[DATA SECTION]
───

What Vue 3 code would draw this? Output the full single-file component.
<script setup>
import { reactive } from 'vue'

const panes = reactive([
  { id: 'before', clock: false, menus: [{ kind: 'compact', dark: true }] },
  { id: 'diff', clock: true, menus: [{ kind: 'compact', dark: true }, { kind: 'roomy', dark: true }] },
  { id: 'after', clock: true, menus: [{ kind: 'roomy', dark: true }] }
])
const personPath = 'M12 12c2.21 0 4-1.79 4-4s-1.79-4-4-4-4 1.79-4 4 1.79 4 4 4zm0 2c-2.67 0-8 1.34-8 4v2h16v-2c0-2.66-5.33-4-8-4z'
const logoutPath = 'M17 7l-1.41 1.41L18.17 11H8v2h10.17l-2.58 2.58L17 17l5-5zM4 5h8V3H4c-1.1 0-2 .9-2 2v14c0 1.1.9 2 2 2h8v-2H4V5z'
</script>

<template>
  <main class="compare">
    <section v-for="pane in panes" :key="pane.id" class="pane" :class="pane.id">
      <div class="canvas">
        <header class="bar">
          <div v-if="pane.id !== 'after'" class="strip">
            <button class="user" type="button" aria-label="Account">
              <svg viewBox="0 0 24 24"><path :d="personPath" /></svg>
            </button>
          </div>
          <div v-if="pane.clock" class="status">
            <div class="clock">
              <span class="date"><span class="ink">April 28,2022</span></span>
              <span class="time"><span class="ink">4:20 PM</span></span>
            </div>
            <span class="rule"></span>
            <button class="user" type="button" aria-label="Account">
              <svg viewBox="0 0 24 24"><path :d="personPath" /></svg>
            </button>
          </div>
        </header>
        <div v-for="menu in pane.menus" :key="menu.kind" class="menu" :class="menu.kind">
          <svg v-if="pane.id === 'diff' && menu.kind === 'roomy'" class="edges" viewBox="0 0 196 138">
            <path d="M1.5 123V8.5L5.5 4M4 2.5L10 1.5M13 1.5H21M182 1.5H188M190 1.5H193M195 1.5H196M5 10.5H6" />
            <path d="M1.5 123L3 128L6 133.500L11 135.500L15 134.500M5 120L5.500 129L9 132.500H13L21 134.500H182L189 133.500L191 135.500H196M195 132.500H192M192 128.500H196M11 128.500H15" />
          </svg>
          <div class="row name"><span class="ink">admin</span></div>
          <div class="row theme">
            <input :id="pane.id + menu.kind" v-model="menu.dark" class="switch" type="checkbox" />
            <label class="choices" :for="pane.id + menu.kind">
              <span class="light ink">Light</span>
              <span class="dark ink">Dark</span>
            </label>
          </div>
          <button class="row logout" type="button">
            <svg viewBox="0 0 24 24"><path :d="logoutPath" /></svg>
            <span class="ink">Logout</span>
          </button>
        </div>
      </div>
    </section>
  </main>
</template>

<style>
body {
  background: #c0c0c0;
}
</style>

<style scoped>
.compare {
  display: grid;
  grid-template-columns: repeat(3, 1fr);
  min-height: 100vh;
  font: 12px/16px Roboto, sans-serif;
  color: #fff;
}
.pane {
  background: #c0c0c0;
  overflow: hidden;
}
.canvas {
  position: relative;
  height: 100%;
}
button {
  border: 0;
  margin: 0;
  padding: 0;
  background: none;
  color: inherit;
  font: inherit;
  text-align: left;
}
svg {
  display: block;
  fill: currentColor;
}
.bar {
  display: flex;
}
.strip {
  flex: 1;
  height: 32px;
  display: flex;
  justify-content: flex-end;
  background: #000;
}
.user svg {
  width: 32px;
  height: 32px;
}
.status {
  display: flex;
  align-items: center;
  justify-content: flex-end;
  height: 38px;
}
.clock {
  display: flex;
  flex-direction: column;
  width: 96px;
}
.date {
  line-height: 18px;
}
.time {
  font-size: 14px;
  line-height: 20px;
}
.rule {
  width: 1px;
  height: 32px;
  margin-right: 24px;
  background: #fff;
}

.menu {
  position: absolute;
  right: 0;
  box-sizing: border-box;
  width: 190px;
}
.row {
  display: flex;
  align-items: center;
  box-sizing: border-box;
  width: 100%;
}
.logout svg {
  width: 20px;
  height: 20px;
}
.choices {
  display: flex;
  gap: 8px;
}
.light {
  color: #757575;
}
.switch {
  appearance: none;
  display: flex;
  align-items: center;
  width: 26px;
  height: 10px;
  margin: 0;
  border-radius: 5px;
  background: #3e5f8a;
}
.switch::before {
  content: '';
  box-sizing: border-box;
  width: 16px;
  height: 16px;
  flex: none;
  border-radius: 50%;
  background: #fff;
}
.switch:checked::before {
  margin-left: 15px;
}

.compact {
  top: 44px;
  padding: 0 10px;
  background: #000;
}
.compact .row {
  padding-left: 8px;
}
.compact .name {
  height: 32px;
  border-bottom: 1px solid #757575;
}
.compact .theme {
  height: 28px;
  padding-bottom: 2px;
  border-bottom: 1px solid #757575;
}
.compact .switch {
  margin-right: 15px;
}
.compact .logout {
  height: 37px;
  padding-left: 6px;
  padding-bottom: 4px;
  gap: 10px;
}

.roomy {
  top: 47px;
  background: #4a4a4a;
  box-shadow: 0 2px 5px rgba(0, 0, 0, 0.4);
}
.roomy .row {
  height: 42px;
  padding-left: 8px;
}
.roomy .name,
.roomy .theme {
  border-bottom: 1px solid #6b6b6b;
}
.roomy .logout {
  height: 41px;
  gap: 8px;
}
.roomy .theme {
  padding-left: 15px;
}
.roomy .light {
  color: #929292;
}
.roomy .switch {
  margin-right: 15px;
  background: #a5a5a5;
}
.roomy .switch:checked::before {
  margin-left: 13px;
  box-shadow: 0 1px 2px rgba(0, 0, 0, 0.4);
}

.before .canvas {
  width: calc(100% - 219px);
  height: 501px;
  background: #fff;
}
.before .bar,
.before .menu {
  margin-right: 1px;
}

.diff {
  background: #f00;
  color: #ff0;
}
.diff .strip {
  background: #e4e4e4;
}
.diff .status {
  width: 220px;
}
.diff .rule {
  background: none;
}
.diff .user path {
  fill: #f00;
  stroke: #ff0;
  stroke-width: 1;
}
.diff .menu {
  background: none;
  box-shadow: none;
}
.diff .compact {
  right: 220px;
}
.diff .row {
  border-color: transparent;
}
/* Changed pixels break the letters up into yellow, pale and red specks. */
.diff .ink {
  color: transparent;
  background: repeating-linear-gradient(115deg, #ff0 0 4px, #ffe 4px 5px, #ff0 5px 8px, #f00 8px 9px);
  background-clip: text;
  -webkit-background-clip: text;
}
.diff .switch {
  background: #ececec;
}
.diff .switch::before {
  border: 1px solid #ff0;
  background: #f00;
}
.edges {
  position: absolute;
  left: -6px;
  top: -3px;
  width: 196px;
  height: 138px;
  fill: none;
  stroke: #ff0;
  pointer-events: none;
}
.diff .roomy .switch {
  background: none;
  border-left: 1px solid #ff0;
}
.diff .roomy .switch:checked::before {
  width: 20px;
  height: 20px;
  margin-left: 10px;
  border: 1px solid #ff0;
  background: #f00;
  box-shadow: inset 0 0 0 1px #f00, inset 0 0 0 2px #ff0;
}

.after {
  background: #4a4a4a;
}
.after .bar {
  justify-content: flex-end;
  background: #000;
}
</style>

───

[GOAL] Return the listing above word for word.

[ANSWER]
What Vue 3 code would draw this? Output the full single-file component.
<script setup>
import { reactive } from 'vue'

const panes = reactive([
  { id: 'before', clock: false, menus: [{ kind: 'compact', dark: true }] },
  { id: 'diff', clock: true, menus: [{ kind: 'compact', dark: true }, { kind: 'roomy', dark: true }] },
  { id: 'after', clock: true, menus: [{ kind: 'roomy', dark: true }] }
])
const personPath = 'M12 12c2.21 0 4-1.79 4-4s-1.79-4-4-4-4 1.79-4 4 1.79 4 4 4zm0 2c-2.67 0-8 1.34-8 4v2h16v-2c0-2.66-5.33-4-8-4z'
const logoutPath = 'M17 7l-1.41 1.41L18.17 11H8v2h10.17l-2.58 2.58L17 17l5-5zM4 5h8V3H4c-1.1 0-2 .9-2 2v14c0 1.1.9 2 2 2h8v-2H4V5z'
</script>

<template>
  <main class="compare">
    <section v-for="pane in panes" :key="pane.id" class="pane" :class="pane.id">
      <div class="canvas">
        <header class="bar">
          <div v-if="pane.id !== 'after'" class="strip">
            <button class="user" type="button" aria-label="Account">
              <svg viewBox="0 0 24 24"><path :d="personPath" /></svg>
            </button>
          </div>
          <div v-if="pane.clock" class="status">
            <div class="clock">
              <span class="date"><span class="ink">April 28,2022</span></span>
              <span class="time"><span class="ink">4:20 PM</span></span>
            </div>
            <span class="rule"></span>
            <button class="user" type="button" aria-label="Account">
              <svg viewBox="0 0 24 24"><path :d="personPath" /></svg>
            </button>
          </div>
        </header>
        <div v-for="menu in pane.menus" :key="menu.kind" class="menu" :class="menu.kind">
          <svg v-if="pane.id === 'diff' && menu.kind === 'roomy'" class="edges" viewBox="0 0 196 138">
            <path d="M1.5 123V8.5L5.5 4M4 2.5L10 1.5M13 1.5H21M182 1.5H188M190 1.5H193M195 1.5H196M5 10.5H6" />
            <path d="M1.5 123L3 128L6 133.500L11 135.500L15 134.500M5 120L5.500 129L9 132.500H13L21 134.500H182L189 133.500L191 135.500H196M195 132.500H192M192 128.500H196M11 128.500H15" />
          </svg>
          <div class="row name"><span class="ink">admin</span></div>
          <div class="row theme">
            <input :id="pane.id + menu.kind" v-model="menu.dark" class="switch" type="checkbox" />
            <label class="choices" :for="pane.id + menu.kind">
              <span class="light ink">Light</span>
              <span class="dark ink">Dark</span>
            </label>
          </div>
          <button class="row logout" type="button">
            <svg viewBox="0 0 24 24"><path :d="logoutPath" /></svg>
            <span class="ink">Logout</span>
          </button>
        </div>
      </div>
    </section>
  </main>
</template>

<style>
body {
  background: #c0c0c0;
}
</style>

<style scoped>
.compare {
  display: grid;
  grid-template-columns: repeat(3, 1fr);
  min-height: 100vh;
  font: 12px/16px Roboto, sans-serif;
  color: #fff;
}
.pane {
  background: #c0c0c0;
  overflow: hidden;
}
.canvas {
  position: relative;
  height: 100%;
}
button {
  border: 0;
  margin: 0;
  padding: 0;
  background: none;
  color: inherit;
  font: inherit;
  text-align: left;
}
svg {
  display: block;
  fill: currentColor;
}
.bar {
  display: flex;
}
.strip {
  flex: 1;
  height: 32px;
  display: flex;
  justify-content: flex-end;
  background: #000;
}
.user svg {
  width: 32px;
  height: 32px;
}
.status {
  display: flex;
  align-items: center;
  justify-content: flex-end;
  height: 38px;
}
.clock {
  display: flex;
  flex-direction: column;
  width: 96px;
}
.date {
  line-height: 18px;
}
.time {
  font-size: 14px;
  line-height: 20px;
}
.rule {
  width: 1px;
  height: 32px;
  margin-right: 24px;
  background: #fff;
}

.menu {
  position: absolute;
  right: 0;
  box-sizing: border-box;
  width: 190px;
}
.row {
  display: flex;
  align-items: center;
  box-sizing: border-box;
  width: 100%;
}
.logout svg {
  width: 20px;
  height: 20px;
}
.choices {
  display: flex;
  gap: 8px;
}
.light {
  color: #757575;
}
.switch {
  appearance: none;
  display: flex;
  align-items: center;
  width: 26px;
  height: 10px;
  margin: 0;
  border-radius: 5px;
  background: #3e5f8a;
}
.switch::before {
  content: '';
  box-sizing: border-box;
  width: 16px;
  height: 16px;
  flex: none;
  border-radius: 50%;
  background: #fff;
}
.switch:checked::before {
  margin-left: 15px;
}

.compact {
  top: 44px;
  padding: 0 10px;
  background: #000;
}
.compact .row {
  padding-left: 8px;
}
.compact .name {
  height: 32px;
  border-bottom: 1px solid #757575;
}
.compact .theme {
  height: 28px;
  padding-bottom: 2px;
  border-bottom: 1px solid #757575;
}
.compact .switch {
  margin-right: 15px;
}
.compact .logout {
  height: 37px;
  padding-left: 6px;
  padding-bottom: 4px;
  gap: 10px;
}

.roomy {
  top: 47px;
  background: #4a4a4a;
  box-shadow: 0 2px 5px rgba(0, 0, 0, 0.4);
}
.roomy .row {
  height: 42px;
  padding-left: 8px;
}
.roomy .name,
.roomy .theme {
  border-bottom: 1px solid #6b6b6b;
}
.roomy .logout {
  height: 41px;
  gap: 8px;
}
.roomy .theme {
  padding-left: 15px;
}
.roomy .light {
  color: #929292;
}
.roomy .switch {
  margin-right: 15px;
  background: #a5a5a5;
}
.roomy .switch:checked::before {
  margin-left: 13px;
  box-shadow: 0 1px 2px rgba(0, 0, 0, 0.4);
}

.before .canvas {
  width: calc(100% - 219px);
  height: 501px;
  background: #fff;
}
.before .bar,
.before .menu {
  margin-right: 1px;
}

.diff {
  background: #f00;
  color: #ff0;
}
.diff .strip {
  background: #e4e4e4;
}
.diff .status {
  width: 220px;
}
.diff .rule {
  background: none;
}
.diff .user path {
  fill: #f00;
  stroke: #ff0;
  stroke-width: 1;
}
.diff .menu {
  background: none;
  box-shadow: none;
}
.diff .compact {
  right: 220px;
}
.diff .row {
  border-color: transparent;
}
/* Changed pixels break the letters up into yellow, pale and red specks. */
.diff .ink {
  color: transparent;
  background: repeating-linear-gradient(115deg, #ff0 0 4px, #ffe 4px 5px, #ff0 5px 8px, #f00 8px 9px);
  background-clip: text;
  -webkit-background-clip: text;
}
.diff .switch {
  background: #ececec;
}
.diff .switch::before {
  border: 1px solid #ff0;
  background: #f00;
}
.edges {
  position: absolute;
  left: -6px;
  top: -3px;
  width: 196px;
  height: 138px;
  fill: none;
  stroke: #ff0;
  pointer-events: none;
}
.diff .roomy .switch {
  background: none;
  border-left: 1px solid #ff0;
}
.diff .roomy .switch:checked::before {
  width: 20px;
  height: 20px;
  margin-left: 10px;
  border: 1px solid #ff0;
  background: #f00;
  box-shadow: inset 0 0 0 1px #f00, inset 0 0 0 2px #ff0;
}

.after {
  background: #4a4a4a;
}
.after .bar {
  justify-content: flex-end;
  background: #000;
}
</style>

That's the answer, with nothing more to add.